Waking before the crack of dawn to squeeze in an early morning writing class before school every Monday resulted in a special reward for seven dedicated Walkervale students in late November.
Kids Get Published members (aka the Walkervale Writers) were delighted to meet and participate in an advanced “Show, Not Tell” workshop with local author Cherie Curtis (aka Cheryse Durrant) at the school’s Innovation Centre on November 19.
“Group coordinators Lee Peno and Alexandra Irwin told me these seven children had been extremely dedicated to their writing all year and never missed a class. This workshop was to reward them for their efforts – and I was delighted to discover they were not only talented but extremely polite,” Cherie said.

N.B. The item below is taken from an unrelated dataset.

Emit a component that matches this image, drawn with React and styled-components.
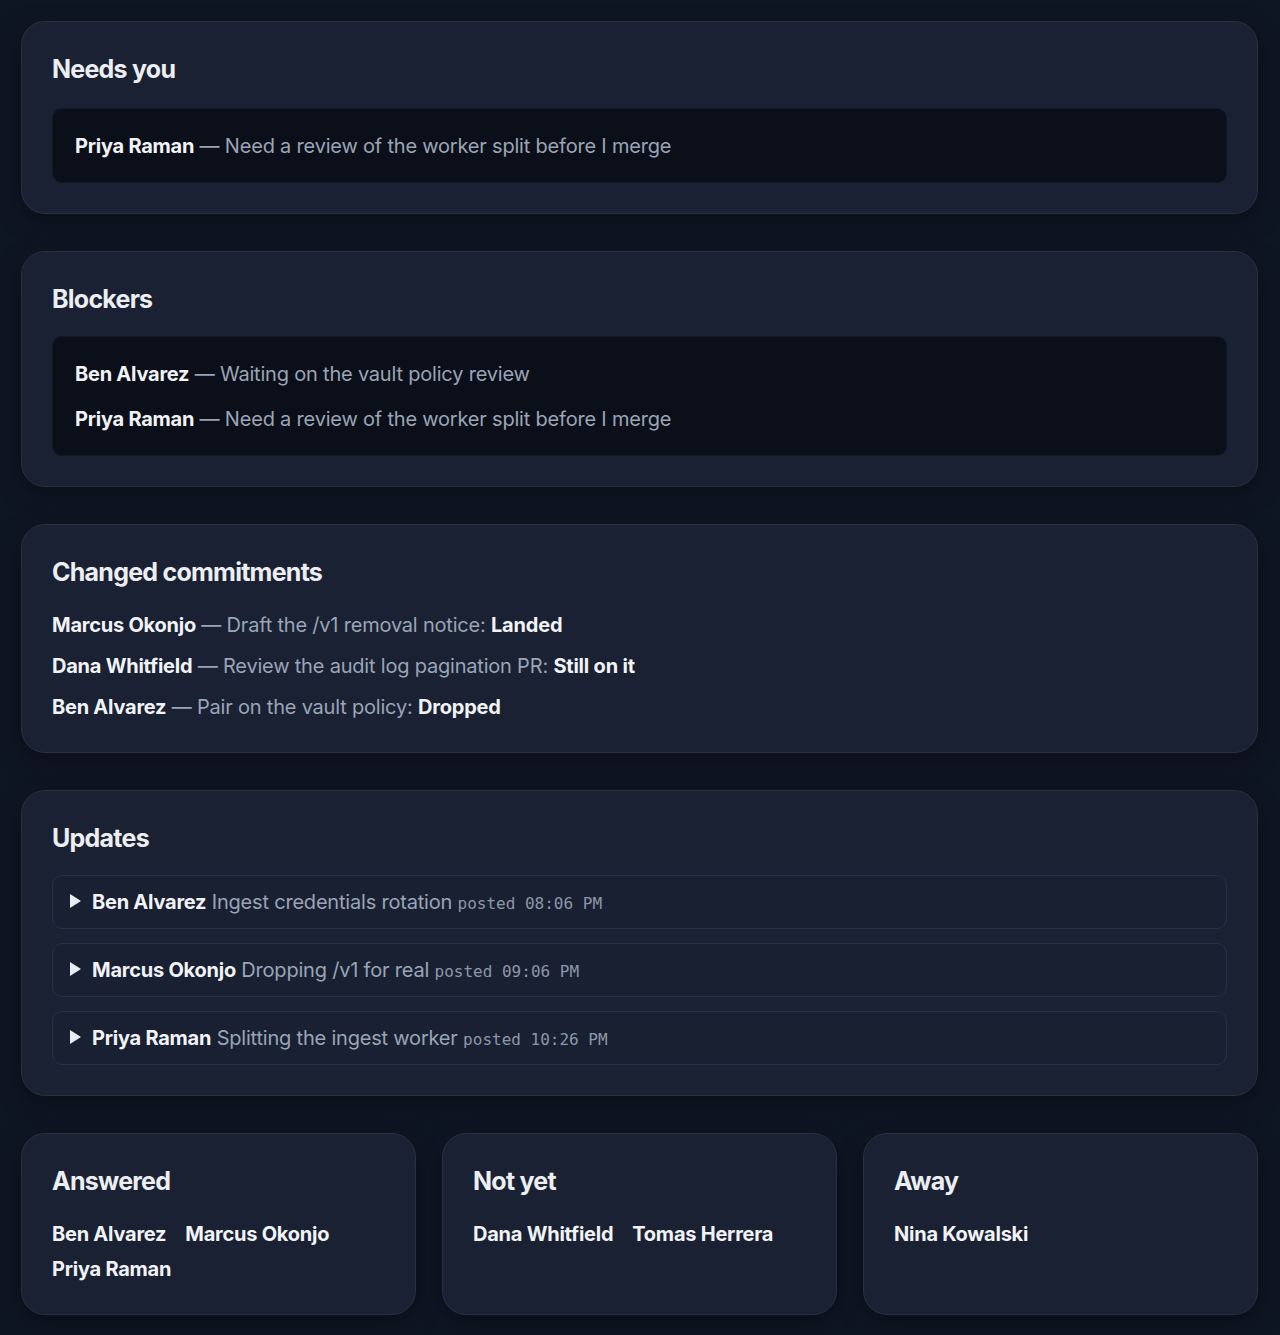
import React from "react";
import styled, { createGlobalStyle } from "styled-components";

const GlobalStyle = createGlobalStyle`
  html, body {
    margin: 0;
    padding: 0;
    background: #0f1623;
  }
  body {
    font-family: Inter, "Noto Sans", "Liberation Sans", sans-serif;
    color: #e9ecf1;
    -webkit-font-smoothing: antialiased;
  }
`;

const Page = styled.main`
  display: flex;
  flex-direction: column;
  gap: 37px;
  padding: 21px 22px 21px 21px;
`;

const Card = styled.section`
  background: #192133;
  border: 1px solid #283144;
  border-radius: 24px;
  padding: 30px;
  box-shadow: 0 8px 24px rgba(0, 0, 0, 0.35);
`;

const Title = styled.h2`
  margin: 0 0 ${(p) => p.$gap || 21}px;
  font-size: 25px;
  line-height: 34px;
  font-weight: 700;
  letter-spacing: -0.03em;
  color: #eceef2;
`;

const Inset = styled.div`
  background: #0b0f19;
  border: 1px solid #111827;
  border-radius: 10px;
  padding: 22px 22px 21px;
  display: flex;
  flex-direction: column;
  gap: 15px;
`;

const Line = styled.div`
  font-size: 20px;
  line-height: 30px;
  color: #9aa5b6;
  letter-spacing: -0.01em;
`;

const List = styled.div`
  display: flex;
  flex-direction: column;
  gap: 11px;
`;

const Name = styled.strong`
  font-weight: 700;
  color: #f1f3f6;
  letter-spacing: -0.012em;
`;

const Status = styled.strong`
  font-weight: 700;
  color: #f1f3f6;
  letter-spacing: -0.01em;
`;

const Updates = styled.div`
  display: flex;
  flex-direction: column;
  gap: 14px;
`;

const Update = styled.details`
  border: 1px solid #283144;
  border-radius: 10px;
  background: #182032;
`;

const Summary = styled.summary`
  cursor: pointer;
  list-style: none;
  display: block;
  padding: 11px 17px;
  height: 30px;
  font-size: 20px;
  line-height: 30px;
  color: #9aa5b6;
  letter-spacing: -0.01em;
  white-space: nowrap;
  &::-webkit-details-marker {
    display: none;
  }
  &::before {
    content: "";
    display: inline-block;
    vertical-align: 1px;
    width: 0;
    height: 0;
    border-left: 11px solid #e9ecf1;
    border-top: 7px solid transparent;
    border-bottom: 7px solid transparent;
    margin-right: 11px;
  }
`;

const Time = styled.span`
  font-family: "DejaVu Sans Mono", "Liberation Mono", monospace;
  font-size: 16px;
  line-height: 1;
  color: #8d97a8;
  letter-spacing: 0;
`;

const Row = styled.div`
  display: grid;
  grid-template-columns: repeat(3, 1fr);
  gap: 26px;
`;

const Names = styled.div`
  display: flex;
  flex-wrap: wrap;
  column-gap: 19px;
  row-gap: 5px;
  font-size: 20px;
  line-height: 30px;
`;

const needsYou = [{ name: "Priya Raman", text: "Need a review of the worker split before I merge" }];

const blockers = [
  { name: "Ben Alvarez", text: "Waiting on the vault policy review" },
  { name: "Priya Raman", text: "Need a review of the worker split before I merge" },
];

const commitments = [
  { name: "Marcus Okonjo", text: "Draft the /v1 removal notice", status: "Landed" },
  { name: "Dana Whitfield", text: "Review the audit log pagination PR", status: "Still on it" },
  { name: "Ben Alvarez", text: "Pair on the vault policy", status: "Dropped" },
];

const updates = [
  { name: "Ben Alvarez", title: "Ingest credentials rotation", time: "08:06 PM" },
  { name: "Marcus Okonjo", title: "Dropping /v1 for real", time: "09:06 PM" },
  { name: "Priya Raman", title: "Splitting the ingest worker", time: "10:26 PM" },
];

const groups = [
  { title: "Answered", names: ["Ben Alvarez", "Marcus Okonjo", "Priya Raman"] },
  { title: "Not yet", names: ["Dana Whitfield", "Tomas Herrera"] },
  { title: "Away", names: ["Nina Kowalski"] },
];

function NoteBox({ items }) {
  return (
    <Inset>
      {items.map((item, i) => (
        <Line key={i}>
          <Name>{item.name}</Name> — {item.text}
        </Line>
      ))}
    </Inset>
  );
}

export default function App() {
  return (
    <>
      <GlobalStyle />
      <Page>
        <Card>
          <Title $gap={22}>Needs you</Title>
          <NoteBox items={needsYou} />
        </Card>

        <Card>
          <Title $gap={20}>Blockers</Title>
          <NoteBox items={blockers} />
        </Card>

        <Card>
          <Title $gap={21}>Changed commitments</Title>
          <List>
            {commitments.map((c, i) => (
              <Line key={i}>
                <Name>{c.name}</Name> — {c.text}: <Status>{c.status}</Status>
              </Line>
            ))}
          </List>
        </Card>

        <Card>
          <Title $gap={20}>Updates</Title>
          <Updates>
            {updates.map((u, i) => (
              <Update key={i}>
                <Summary>
                  <Name>{u.name}</Name> {u.title} <Time>posted {u.time}</Time>
                </Summary>
              </Update>
            ))}
          </Updates>
        </Card>

        <Row>
          {groups.map((g) => (
            <Card key={g.title}>
              <Title $gap={21}>{g.title}</Title>
              <Names>
                {g.names.map((n) => (
                  <Name key={n}>{n}</Name>
                ))}
              </Names>
            </Card>
          ))}
        </Row>
      </Page>
    </>
  );
}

During the workshop, students discovered the major differences between showing and telling, and how to improve their writing using a set of 12 important tips. They also brainstormed on the whiteboard to turn a boring “telling” scene into a vibrant piece of “showing”.
This is not the first time the Walkervale Writers have been treated to a workshop by a professional writer in 2012. Author/illustrator Dr Cameron Stelzer visited students earlier this year. The stories they wrote from this visit were later printed in the school’s souvenir Write Night Collection of Stories book.

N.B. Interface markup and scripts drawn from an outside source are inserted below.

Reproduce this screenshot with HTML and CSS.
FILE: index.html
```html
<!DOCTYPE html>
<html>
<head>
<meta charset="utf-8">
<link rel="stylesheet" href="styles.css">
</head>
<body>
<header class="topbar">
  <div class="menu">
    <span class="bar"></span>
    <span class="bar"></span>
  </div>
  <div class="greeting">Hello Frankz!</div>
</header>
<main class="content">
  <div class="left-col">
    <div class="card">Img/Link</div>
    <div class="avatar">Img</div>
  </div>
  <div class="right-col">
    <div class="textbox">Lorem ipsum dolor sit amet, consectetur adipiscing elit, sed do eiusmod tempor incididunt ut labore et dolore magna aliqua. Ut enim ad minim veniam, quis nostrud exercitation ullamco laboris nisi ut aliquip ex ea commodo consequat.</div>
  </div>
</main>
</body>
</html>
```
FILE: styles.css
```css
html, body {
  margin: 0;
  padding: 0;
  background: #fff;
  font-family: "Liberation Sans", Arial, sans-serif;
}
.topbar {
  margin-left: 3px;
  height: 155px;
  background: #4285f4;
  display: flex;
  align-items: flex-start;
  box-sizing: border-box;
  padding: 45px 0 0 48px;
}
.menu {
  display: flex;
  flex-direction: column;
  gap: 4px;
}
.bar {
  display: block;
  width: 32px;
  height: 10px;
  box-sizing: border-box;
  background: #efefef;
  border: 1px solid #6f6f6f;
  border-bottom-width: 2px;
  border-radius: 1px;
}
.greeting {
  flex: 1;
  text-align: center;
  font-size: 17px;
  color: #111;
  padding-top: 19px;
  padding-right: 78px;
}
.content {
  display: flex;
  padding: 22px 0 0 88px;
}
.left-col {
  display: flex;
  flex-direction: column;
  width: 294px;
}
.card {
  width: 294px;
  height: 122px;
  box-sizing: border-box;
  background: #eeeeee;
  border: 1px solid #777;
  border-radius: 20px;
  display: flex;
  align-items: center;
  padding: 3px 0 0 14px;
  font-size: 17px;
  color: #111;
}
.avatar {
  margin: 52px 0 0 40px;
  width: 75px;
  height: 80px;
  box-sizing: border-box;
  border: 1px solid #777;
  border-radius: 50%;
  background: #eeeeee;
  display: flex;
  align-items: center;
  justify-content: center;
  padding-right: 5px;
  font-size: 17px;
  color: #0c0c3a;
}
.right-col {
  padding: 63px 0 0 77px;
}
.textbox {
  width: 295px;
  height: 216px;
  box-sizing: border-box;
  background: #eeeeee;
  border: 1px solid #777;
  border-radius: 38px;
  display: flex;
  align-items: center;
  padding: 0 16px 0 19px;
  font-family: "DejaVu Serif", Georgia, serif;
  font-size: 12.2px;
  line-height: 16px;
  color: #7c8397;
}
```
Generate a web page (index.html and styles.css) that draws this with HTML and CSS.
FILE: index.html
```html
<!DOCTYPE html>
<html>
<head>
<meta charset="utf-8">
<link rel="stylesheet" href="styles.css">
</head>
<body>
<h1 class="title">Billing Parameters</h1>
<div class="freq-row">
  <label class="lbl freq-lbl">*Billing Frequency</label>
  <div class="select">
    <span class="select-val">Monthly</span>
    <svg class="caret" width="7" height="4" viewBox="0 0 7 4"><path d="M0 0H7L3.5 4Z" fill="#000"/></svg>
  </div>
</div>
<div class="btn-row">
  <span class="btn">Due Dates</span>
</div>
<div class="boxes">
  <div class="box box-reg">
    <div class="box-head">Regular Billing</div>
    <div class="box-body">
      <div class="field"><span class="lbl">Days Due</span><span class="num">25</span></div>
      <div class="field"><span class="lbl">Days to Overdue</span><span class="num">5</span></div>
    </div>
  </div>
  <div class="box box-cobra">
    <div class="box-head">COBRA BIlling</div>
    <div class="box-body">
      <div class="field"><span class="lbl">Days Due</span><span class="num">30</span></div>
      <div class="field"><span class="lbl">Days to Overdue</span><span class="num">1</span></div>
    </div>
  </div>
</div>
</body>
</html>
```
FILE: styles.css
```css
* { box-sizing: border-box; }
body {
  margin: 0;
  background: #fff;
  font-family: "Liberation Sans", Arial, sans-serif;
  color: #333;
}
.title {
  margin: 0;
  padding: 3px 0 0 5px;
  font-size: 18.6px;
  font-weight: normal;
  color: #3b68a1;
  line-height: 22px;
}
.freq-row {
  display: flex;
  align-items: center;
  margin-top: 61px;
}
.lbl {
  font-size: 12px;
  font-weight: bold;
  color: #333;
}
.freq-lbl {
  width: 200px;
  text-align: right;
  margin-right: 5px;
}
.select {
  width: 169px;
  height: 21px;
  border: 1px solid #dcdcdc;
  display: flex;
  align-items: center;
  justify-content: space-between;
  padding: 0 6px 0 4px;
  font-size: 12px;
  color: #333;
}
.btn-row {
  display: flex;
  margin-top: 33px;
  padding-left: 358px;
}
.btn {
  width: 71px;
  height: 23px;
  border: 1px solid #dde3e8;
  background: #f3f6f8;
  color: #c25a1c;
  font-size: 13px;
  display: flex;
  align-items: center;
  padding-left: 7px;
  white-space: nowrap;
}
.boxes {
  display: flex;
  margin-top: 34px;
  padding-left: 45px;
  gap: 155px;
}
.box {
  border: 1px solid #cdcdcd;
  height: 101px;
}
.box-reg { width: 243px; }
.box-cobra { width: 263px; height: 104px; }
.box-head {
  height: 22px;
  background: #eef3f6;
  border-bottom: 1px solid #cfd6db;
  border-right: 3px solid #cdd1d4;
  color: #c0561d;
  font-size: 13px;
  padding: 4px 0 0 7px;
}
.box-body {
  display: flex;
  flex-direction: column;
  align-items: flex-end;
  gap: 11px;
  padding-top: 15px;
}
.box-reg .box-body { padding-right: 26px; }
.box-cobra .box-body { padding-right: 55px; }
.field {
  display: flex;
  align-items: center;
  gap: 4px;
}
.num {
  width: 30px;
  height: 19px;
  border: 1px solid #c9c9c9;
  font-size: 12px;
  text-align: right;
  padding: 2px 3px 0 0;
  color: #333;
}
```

Walkervale Writers presented Cherie with a copy of their story book and a box of chocolates at the end of the workshop. “It was lovely meeting these talented students and I’m looking forward to hearing updates on their writing in the future,” Cherie said.
Exuberance mingled with melancholy as our Junior and Senior Dragons traipsed across the carpeted floor of the Bundaberg Library for their final writing class of 2012.
For the past few months, we have stepped into the fascinating personas of fictional heroes and heroines – we have harboured Chosen Ones, grappled with unwanted gifts, fought off demons, sobered drunk relatives and dated Boy Bands.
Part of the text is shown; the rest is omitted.